You need to allow Prolog to backtrack to get all of the solutions. The problem with your predicate is that it does a recursive call before it can backtrack. Also, you continue to recurse one level deeper for the next menu prompt which is probably not good practice since it continually consumes more stack as it responds to user inputs.

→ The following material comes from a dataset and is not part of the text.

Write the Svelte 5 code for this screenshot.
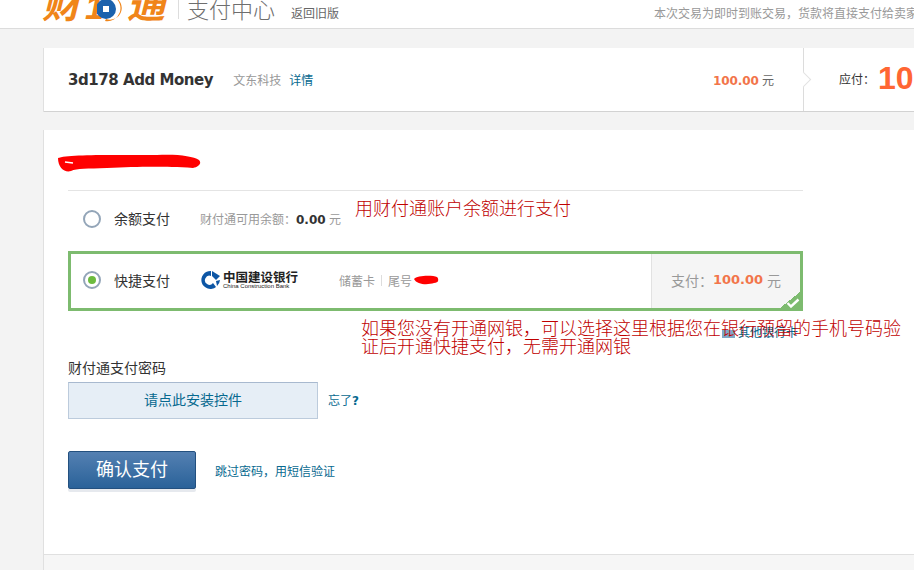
<script>
	const redNote1 = '用财付通账户余额进行支付';
	const redNote2 = '如果您没有开通网银\uFF0C可以选择这里根据您在银行预留的手机号码验证后开通快捷支付\uFF0C无需开通网银';
</script>

<div class="page">
	<header class="top">
		<div class="logo">
			<span class="logo-word">财</span>
			<span class="logo-ten">1</span>
			<svg class="coin" width="26" height="26" viewBox="0 0 26 26">
				<circle cx="9" cy="13" r="10" fill="#1c62ad" />
				<rect x="6" y="10" width="6" height="6" fill="#fff" />
				<path d="M17 1 A13 13 0 0 1 8 25 L9 23 A10 10 0 0 0 17 1Z" fill="#f08519" />
			</svg>
			<span class="logo-word tong">通</span>
		</div>
		<span class="sep"></span>
		<span class="center-name">支付中心</span>
		<a class="old" href="#old">返回旧版</a>
		<span class="notice">本次交易为即时到账交易&#xFF0C;货款将直接支付给卖家</span>
	</header>

	<section class="order">
		<div class="order-main">
			<strong class="goods">3d178 Add Money</strong>
			<span class="seller">文东科技</span>
			<a class="detail" href="#detail">详情</a>
			<span class="order-price"><b>100.00</b> 元</span>
		</div>
		<div class="order-due">
			<span class="arrow"></span>
			<span class="due-label">应付&#xFF1A;</span>
			<span class="due-value">100.00</span>
		</div>
	</section>

	<section class="pay">
		<svg class="scribble name" width="144" height="18" viewBox="0 0 144 18">
			<path d="M1 4 C10 0 60 1 100 1 C120 0 136 2 142 6 C145 9 142 13 136 14 C100 12 80 13 50 14 C30 15 20 14 14 17 C8 19 1 14 1 4Z" fill="#f00" />
			<path d="M8 8 L16 9" stroke="#fff" stroke-width="1.5" />
		</svg>

		<div class="methods">
			<div class="method first">
				<span class="radio"></span>
				<span class="method-name">余额支付</span>
				<span class="balance">财付通可用余额&#xFF1A;<b>0.00</b> 元</span>
			</div>
			<div class="method selected">
				<span class="radio on"></span>
				<span class="method-name">快捷支付</span>
				<span class="bank">
					<svg width="20" height="20" viewBox="0 0 20 20">
						<path d="M10 1 A9 9 0 1 0 15 17 L12 13 A4.5 4.5 0 1 1 10 6Z" fill="#0d56a5" />
						<path d="M11 1 L19 6 L15 10 L11 6Z" fill="#0d56a5" />
						<path d="M15 11 L19 10 A9 9 0 0 1 16 16Z" fill="#0d56a5" />
					</svg>
					<span class="bank-names">
						<span class="bank-cn">中国建设银行</span>
						<span class="bank-en">China Construction Bank</span>
					</span>
				</span>
				<span class="card-info">
					储蓄卡<i></i>尾号<span class="tail">
						<svg class="scribble" width="26" height="10" viewBox="0 0 26 10">
							<path d="M1 4 C4 0 20 0 24 2 C26 4 26 8 21 8 C15 10 4 10 1 4Z" fill="#f00" />
						</svg>
					</span>
				</span>
				<span class="method-pay">支付&#xFF1A;<b>100.00</b>元</span>
				<span class="corner">
					<svg width="14" height="10" viewBox="0 0 14 10">
						<path d="M1.5 5 L5 8.5 L12.5 1.5" fill="none" stroke="#fff" stroke-width="2.4" />
					</svg>
				</span>
			</div>
		</div>

		<div class="other-bank">
			<span class="mini-card"></span>
			<a href="#other">其他银行卡</a>
		</div>

		<div class="pwd-title">财付通支付密码</div>
		<div class="pwd-row">
			<a class="install" href="#install">请点此安装控件</a>
			<a class="forgot" href="#forgot">忘了<b>?</b></a>
		</div>

		<div class="actions">
			<button class="confirm" type="button">确认支付</button>
			<a class="sms" href="#sms">跳过密码&#xFF0C;用短信验证</a>
		</div>

		<p class="note note-one">{redNote1}</p>
		<p class="note note-two">{redNote2}</p>
	</section>
	<div class="pay-foot"></div>
</div>

<style>
	:global(body) {
		margin: 0;
		background: #f3f3f3;
	}

	.page {
		width: 914px;
		height: 570px;
		overflow: hidden;
		font-family: "Liberation Sans", "Noto Sans CJK SC", sans-serif;
		font-size: 12px;
		color: #333;
	}

	a {
		color: #07698f;
		text-decoration: none;
	}

	.top {
		height: 28px;
		background: #fff;
		border-bottom: 1px solid #dcdcdc;
		display: flex;
		align-items: flex-end;
		padding-left: 42px;
		overflow: hidden;
	}

	.logo {
		display: flex;
		align-items: flex-end;
		height: 28px;
		width: 121px;
		margin-bottom: 8px;
		color: #f08519;
		font-weight: 700;
		font-style: italic;
		flex: none;
	}

	.logo-word {
		font-size: 38px;
		line-height: 38px;
		width: 43px;
		flex: none;
		margin-bottom: -1px;
		font-family: "Noto Sans CJK SC", sans-serif;
	}

	.logo-word.tong {
		width: 36px;
		margin-left: 4px;
	}

	.logo-ten {
		font-size: 34px;
		line-height: 32px;
		width: 12px;
		margin-bottom: -3px;
		font-family: "Liberation Sans", sans-serif;
	}

	.coin {
		flex: none;
		margin-bottom: -2px;
	}

	.sep {
		width: 1px;
		height: 20px;
		background: #ddd;
		margin: 0 8px 9px 15px;
	}

	.center-name {
		font-size: 22px;
		line-height: 28px;
		font-weight: 300;
		color: #6e6e6e;
		width: 87px;
		white-space: nowrap;
		margin-bottom: 6px;
		font-family: "Noto Sans CJK SC", sans-serif;
	}

	.old {
		margin-left: 17px;
		margin-bottom: 6px;
		color: #666;
		font-size: 12px;
		line-height: 16px;
	}

	.notice {
		margin-left: auto;
		margin-bottom: 6px;
		margin-right: -80px;
		width: 340px;
		flex: none;
		white-space: nowrap;
		color: #999;
		font-size: 12px;
		line-height: 16px;
	}

	.order {
		margin: 19px 0 0 44px;
		height: 64px;
		box-sizing: border-box;
		background: #fff;
		border-bottom: 1px solid #d2d2d2;
		box-shadow: -1px 0 0 #e0e0e0;
		display: flex;
		position: relative;
	}

	.order-main {
		width: 760px;
		flex: none;
		display: flex;
		align-items: center;
		padding-left: 24px;
		box-sizing: border-box;
		border-right: 1px solid #dcdcdc;
	}

	.goods {
		font-family: "DejaVu Sans", sans-serif;
		font-size: 15px;
		letter-spacing: -0.45px;
		color: #333;
	}

	.seller {
		margin-left: 20px;
		color: #999;
	}

	.detail {
		margin-left: 8px;
	}

	.order-price {
		margin-left: auto;
		margin-right: 29px;
		font-size: 12px;
		color: #666;
	}

	.order-price b {
		color: #f2754a;
		font-size: 12px;
		letter-spacing: -0.1px;
		font-family: "DejaVu Sans", sans-serif;
	}

	.order-due {
		position: relative;
		display: flex;
		align-items: center;
		padding-left: 35px;
		white-space: nowrap;
	}

	.arrow {
		position: absolute;
		left: -6px;
		top: 26px;
		width: 10px;
		height: 10px;
		background: #fff;
		border-top: 1px solid #e2e2e2;
		border-right: 1px solid #e2e2e2;
		transform: rotate(45deg);
	}

	.due-label {
		font-size: 12px;
		color: #333;
		margin-bottom: 3px;
	}

	.due-value {
		margin-left: 3px;
		font-family: "Liberation Sans", sans-serif;
		font-size: 32px;
		font-weight: 700;
		color: #ff6633;
		margin-bottom: 3px;
	}

	.pay {
		position: relative;
		margin: 18px 0 0 44px;
		height: 425px;
		background: #fff;
		border-bottom: 1px solid #e0e0e0;
		box-shadow: -1px 0 0 #e0e0e0;
		padding: 60px 0 0 24px;
		box-sizing: border-box;
		width: 870px;
	}

	.pay-foot {
		margin-left: 44px;
		height: 20px;
		background: #f6f6f6;
		box-shadow: -1px 0 0 #e0e0e0;
	}

	.scribble {
		display: block;
	}

	.scribble.name {
		position: absolute;
		left: 13px;
		top: 24px;
	}

	.methods {
		width: 735px;
		border-top: 1px solid #e4e4e4;
	}

	.method {
		position: relative;
		display: flex;
		align-items: center;
		height: 60px;
		box-sizing: border-box;
		border: 3px solid transparent;
		padding-left: 12px;
		color: #333;
	}

	.method.first {
		height: 56px;
		margin-bottom: 4px;
	}

	.method.first .method-name,
	.method.first .balance {
		margin-bottom: 2px;
	}

	.method.selected {
		border-color: #7dbb6f;
	}

	.selected .radio,
	.selected .method-name,
	.selected .bank,
	.selected .card-info {
		margin-bottom: 2px;
	}

	.radio {
		width: 14px;
		height: 14px;
		border: 2px solid #93a5b8;
		border-radius: 50%;
		background: #fff;
		flex: none;
		position: relative;
	}

	.radio.on::after {
		content: "";
		position: absolute;
		left: 3px;
		top: 3px;
		width: 8px;
		height: 8px;
		border-radius: 50%;
		background: #6cbb3f;
	}

	.method-name {
		margin-left: 13px;
		width: 86px;
		font-size: 14px;
		flex: none;
	}

	.balance {
		color: #999;
	}

	.balance b {
		color: #333;
		font-family: "DejaVu Sans", sans-serif;
		font-size: 12px;
	}

	.bank {
		display: flex;
		align-items: center;
		gap: 2px;
		width: 138px;
		padding-left: 1px;
		flex: none;
	}

	.bank-names {
		display: flex;
		flex-direction: column;
		line-height: 1;
		color: #222;
	}

	.bank-cn {
		font-weight: 700;
		font-size: 12.5px;
		line-height: 13px;
		font-family: "Noto Sans CJK SC", sans-serif;
	}

	.bank-en {
		font-size: 6px;
		line-height: 7px;
	}

	.card-info {
		display: flex;
		align-items: center;
		color: #999;
	}

	.card-info i {
		width: 1px;
		height: 11px;
		background: #ddd;
		margin: 0 6px;
	}

	.tail {
		margin-left: 1px;
	}

	.method-pay {
		margin-left: auto;
		align-self: stretch;
		width: 149px;
		box-sizing: border-box;
		background: #f5f5f5;
		border-left: 1px solid #e2e2e2;
		padding-bottom: 3px;
		display: flex;
		align-items: center;
		justify-content: center;
		color: #999;
		font-size: 14px;
	}

	.method-pay b {
		color: #f2754a;
		font-family: "DejaVu Sans", sans-serif;
		font-size: 13px;
		margin-right: 4px;
	}

	.corner {
		position: absolute;
		right: 0;
		bottom: 0;
		width: 20px;
		height: 16px;
		background: linear-gradient(to bottom right, transparent 50%, #7dbb6f 50%);
	}

	.corner svg {
		position: absolute;
		right: 0;
		bottom: 0;
	}

	.other-bank {
		position: absolute;
		left: 678px;
		top: 193px;
		display: flex;
		align-items: center;
		gap: 3px;
		white-space: nowrap;
	}

	.mini-card {
		width: 13px;
		height: 8px;
		background: #7ea9c8;
		margin-top: 5px;
	}

	.pwd-title {
		margin-top: 48px;
		font-size: 14px;
		line-height: 18px;
		color: #333;
	}

	.pwd-row {
		display: flex;
		align-items: center;
		margin-top: 5px;
	}

	.install {
		width: 250px;
		height: 37px;
		box-sizing: border-box;
		padding-bottom: 4px;
		background: #e6eef6;
		border: 1px solid #bccbdc;
		border-top-color: #a8b9cf;
		display: flex;
		align-items: center;
		justify-content: center;
		font-size: 14px;
	}

	.forgot {
		margin-left: 10px;
		margin-bottom: 2px;
	}

	.forgot b {
		font-family: "DejaVu Sans", sans-serif;
	}

	.actions {
		display: flex;
		align-items: center;
		margin-top: 32px;
	}

	.confirm {
		width: 128px;
		height: 38px;
		padding: 0 0 4px;
		border: 1px solid #23507f;
		border-radius: 2px;
		background: linear-gradient(#5480b2, #2a6299);
		box-shadow: 0 3px 0 #e6e9ee;
		color: #fff;
		font-family: inherit;
		font-size: 18px;
	}

	.sms {
		margin-left: 19px;
	}

	.note {
		position: absolute;
		margin: 0;
		color: #c00000;
		font-size: 18px;
		line-height: 18px;
		font-family: "Noto Sans CJK SC", sans-serif;
		font-weight: 300;
	}

	.note-one {
		left: 311px;
		top: 68px;
		white-space: nowrap;
	}

	.note-two {
		left: 317px;
		top: 188px;
		width: 542px;
	}
</style>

Here's another approach, using the repeat/0
predicate along with fail/0
. repeat/0
simply succeeds which allows to re-query for solutions during backtracking. And fail/0
always fails, which forces backtracking. It's a common way to do a continual repeat loop and works well for looping on a menu. I've also adjusted the nl/0
usage a bit to make the output a little neater, and I renamed time/2
since it is just too generic a name and could potentially collide with a system predicate.
item_time(office_hour,1).
item_time(office_hour,2).
menu1 :-
repeat,
nl, write('Input time'), nl,
read(Y),
item_time(Y, X),
write(X), nl,
fail.
This will yield:
| ?- menu1.
Input time
office_hour.
1
2
Input time
foo.
Input time
...
What happens here is that fail/0
will cause the predicate clause to backtrack through the write(X), nl
and to the time(Y, X)
which will come up with the alternate solutions, succeed on those solutions, and then move forward to the write(X), nl
again. If time(Y, X)
finds no more solutions, then it finally fails and the clause backtracks all the way back to the repeat/0
call, which always succeeds. That results in the execution moving forward again to the nl, write('Input time'), ...
.
As you can see, inputting something unrecognized just re-prompts. To make this more complete, you could add atoms that are recognized as a "quite" and you could write a diagnostic message if you get input that doesn't exist in your database. That would be a good exercise for learning.